[start RAW DATA]

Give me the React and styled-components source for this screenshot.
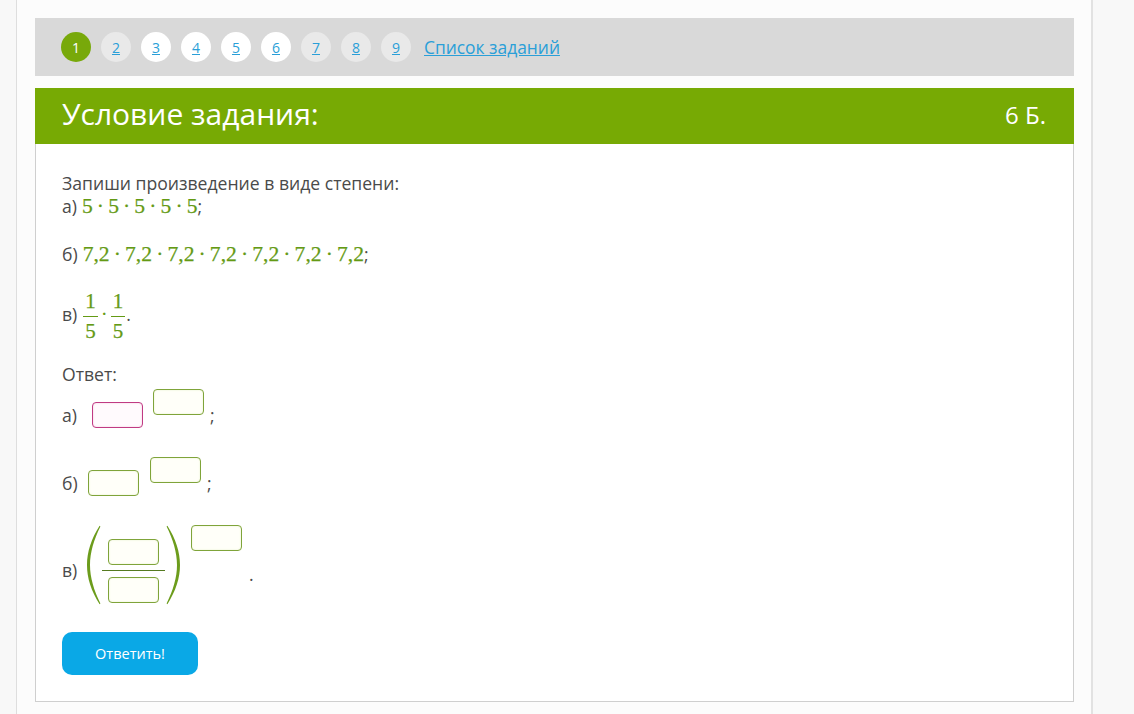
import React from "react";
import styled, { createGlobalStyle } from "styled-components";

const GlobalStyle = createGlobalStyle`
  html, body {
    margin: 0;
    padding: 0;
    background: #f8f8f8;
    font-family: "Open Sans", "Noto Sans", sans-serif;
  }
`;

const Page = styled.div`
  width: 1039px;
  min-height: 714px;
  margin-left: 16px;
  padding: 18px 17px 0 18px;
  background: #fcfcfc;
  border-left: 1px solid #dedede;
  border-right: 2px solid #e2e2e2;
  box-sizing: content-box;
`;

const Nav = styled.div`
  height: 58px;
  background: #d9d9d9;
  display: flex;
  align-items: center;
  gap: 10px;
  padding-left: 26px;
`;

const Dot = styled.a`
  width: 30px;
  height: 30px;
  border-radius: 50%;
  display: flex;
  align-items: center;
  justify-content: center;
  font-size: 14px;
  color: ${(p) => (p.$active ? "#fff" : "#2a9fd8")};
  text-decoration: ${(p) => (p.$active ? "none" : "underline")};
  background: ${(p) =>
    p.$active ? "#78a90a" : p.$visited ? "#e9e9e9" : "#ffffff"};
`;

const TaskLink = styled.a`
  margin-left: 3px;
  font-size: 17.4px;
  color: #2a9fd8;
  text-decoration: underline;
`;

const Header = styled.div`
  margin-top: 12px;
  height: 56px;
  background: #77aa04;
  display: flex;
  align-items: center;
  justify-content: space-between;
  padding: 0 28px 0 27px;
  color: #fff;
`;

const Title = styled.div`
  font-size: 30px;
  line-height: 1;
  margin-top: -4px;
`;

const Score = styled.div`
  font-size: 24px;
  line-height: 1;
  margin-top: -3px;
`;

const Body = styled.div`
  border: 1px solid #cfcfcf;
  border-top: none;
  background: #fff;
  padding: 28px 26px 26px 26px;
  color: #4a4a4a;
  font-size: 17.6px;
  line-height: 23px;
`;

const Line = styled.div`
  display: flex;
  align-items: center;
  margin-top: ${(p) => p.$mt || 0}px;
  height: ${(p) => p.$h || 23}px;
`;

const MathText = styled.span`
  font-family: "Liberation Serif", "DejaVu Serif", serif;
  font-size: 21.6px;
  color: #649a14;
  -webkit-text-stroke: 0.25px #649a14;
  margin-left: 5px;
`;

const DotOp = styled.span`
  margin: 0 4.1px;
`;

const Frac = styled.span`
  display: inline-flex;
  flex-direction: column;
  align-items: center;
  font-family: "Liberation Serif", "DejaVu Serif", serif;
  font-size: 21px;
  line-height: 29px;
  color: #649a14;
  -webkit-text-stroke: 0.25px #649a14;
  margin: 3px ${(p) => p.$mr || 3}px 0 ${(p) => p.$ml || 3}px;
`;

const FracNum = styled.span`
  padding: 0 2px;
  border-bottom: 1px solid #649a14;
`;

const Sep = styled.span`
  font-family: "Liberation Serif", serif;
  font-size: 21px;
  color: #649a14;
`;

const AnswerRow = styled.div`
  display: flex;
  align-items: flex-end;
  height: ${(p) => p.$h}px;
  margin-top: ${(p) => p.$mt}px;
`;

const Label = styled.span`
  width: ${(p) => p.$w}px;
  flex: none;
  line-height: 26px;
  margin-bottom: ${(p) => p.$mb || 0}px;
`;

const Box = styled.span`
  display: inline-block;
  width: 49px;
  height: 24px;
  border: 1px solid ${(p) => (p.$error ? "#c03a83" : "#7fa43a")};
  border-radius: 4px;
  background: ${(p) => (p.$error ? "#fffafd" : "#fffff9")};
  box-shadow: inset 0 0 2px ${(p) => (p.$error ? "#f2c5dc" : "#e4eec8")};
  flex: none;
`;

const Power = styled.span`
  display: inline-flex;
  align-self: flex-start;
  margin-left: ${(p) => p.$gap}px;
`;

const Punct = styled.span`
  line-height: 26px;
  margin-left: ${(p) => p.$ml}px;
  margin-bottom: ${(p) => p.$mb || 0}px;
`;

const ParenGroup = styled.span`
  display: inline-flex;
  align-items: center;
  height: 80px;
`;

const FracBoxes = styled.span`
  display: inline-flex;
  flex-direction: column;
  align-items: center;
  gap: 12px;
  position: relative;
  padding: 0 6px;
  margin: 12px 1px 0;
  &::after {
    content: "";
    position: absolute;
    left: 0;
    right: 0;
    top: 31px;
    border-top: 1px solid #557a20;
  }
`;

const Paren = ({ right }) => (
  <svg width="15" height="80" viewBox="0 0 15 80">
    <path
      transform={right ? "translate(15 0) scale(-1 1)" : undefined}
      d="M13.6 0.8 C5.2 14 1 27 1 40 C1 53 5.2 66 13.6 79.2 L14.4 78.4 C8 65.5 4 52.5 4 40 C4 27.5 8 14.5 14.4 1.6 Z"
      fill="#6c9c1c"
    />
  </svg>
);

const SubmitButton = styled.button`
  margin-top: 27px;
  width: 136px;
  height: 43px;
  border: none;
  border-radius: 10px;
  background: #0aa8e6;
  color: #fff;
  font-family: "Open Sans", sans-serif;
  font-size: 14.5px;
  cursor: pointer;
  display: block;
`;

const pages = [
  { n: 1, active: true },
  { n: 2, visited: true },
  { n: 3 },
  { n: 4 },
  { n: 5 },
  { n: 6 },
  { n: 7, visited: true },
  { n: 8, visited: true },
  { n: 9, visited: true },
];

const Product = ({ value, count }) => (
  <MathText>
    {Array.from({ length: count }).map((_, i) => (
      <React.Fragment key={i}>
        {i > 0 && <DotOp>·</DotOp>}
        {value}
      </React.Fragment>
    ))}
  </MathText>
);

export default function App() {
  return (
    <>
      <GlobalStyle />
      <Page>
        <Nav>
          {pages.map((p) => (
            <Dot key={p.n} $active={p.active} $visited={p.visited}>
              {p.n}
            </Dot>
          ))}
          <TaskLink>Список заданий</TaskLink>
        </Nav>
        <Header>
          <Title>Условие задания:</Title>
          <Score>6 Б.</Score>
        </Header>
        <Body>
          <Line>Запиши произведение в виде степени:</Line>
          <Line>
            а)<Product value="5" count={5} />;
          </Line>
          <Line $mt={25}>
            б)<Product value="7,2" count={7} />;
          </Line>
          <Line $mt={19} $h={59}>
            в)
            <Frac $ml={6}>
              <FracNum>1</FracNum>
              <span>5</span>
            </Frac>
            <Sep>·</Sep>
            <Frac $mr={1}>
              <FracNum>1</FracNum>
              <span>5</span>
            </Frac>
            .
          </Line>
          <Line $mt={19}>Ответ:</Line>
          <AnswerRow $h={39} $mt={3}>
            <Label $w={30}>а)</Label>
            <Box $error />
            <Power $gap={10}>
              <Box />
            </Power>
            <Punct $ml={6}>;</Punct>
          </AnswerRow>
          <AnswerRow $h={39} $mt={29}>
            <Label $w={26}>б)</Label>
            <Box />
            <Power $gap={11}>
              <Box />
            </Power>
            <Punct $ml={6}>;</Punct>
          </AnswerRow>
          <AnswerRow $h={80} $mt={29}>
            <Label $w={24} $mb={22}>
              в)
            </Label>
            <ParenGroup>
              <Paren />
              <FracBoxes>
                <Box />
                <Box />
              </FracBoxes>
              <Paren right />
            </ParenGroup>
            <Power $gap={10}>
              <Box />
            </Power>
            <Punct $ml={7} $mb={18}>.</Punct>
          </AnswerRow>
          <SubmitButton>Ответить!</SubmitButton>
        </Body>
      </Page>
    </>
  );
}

[end RAW DATA]

● **REQUEST**
Pull every line containing "React" from the data.

● **TASK RESPONSE**
Give me the React and styled-components source for this screenshot.
import React from "react";
      <React.Fragment key={i}>
      </React.Fragment>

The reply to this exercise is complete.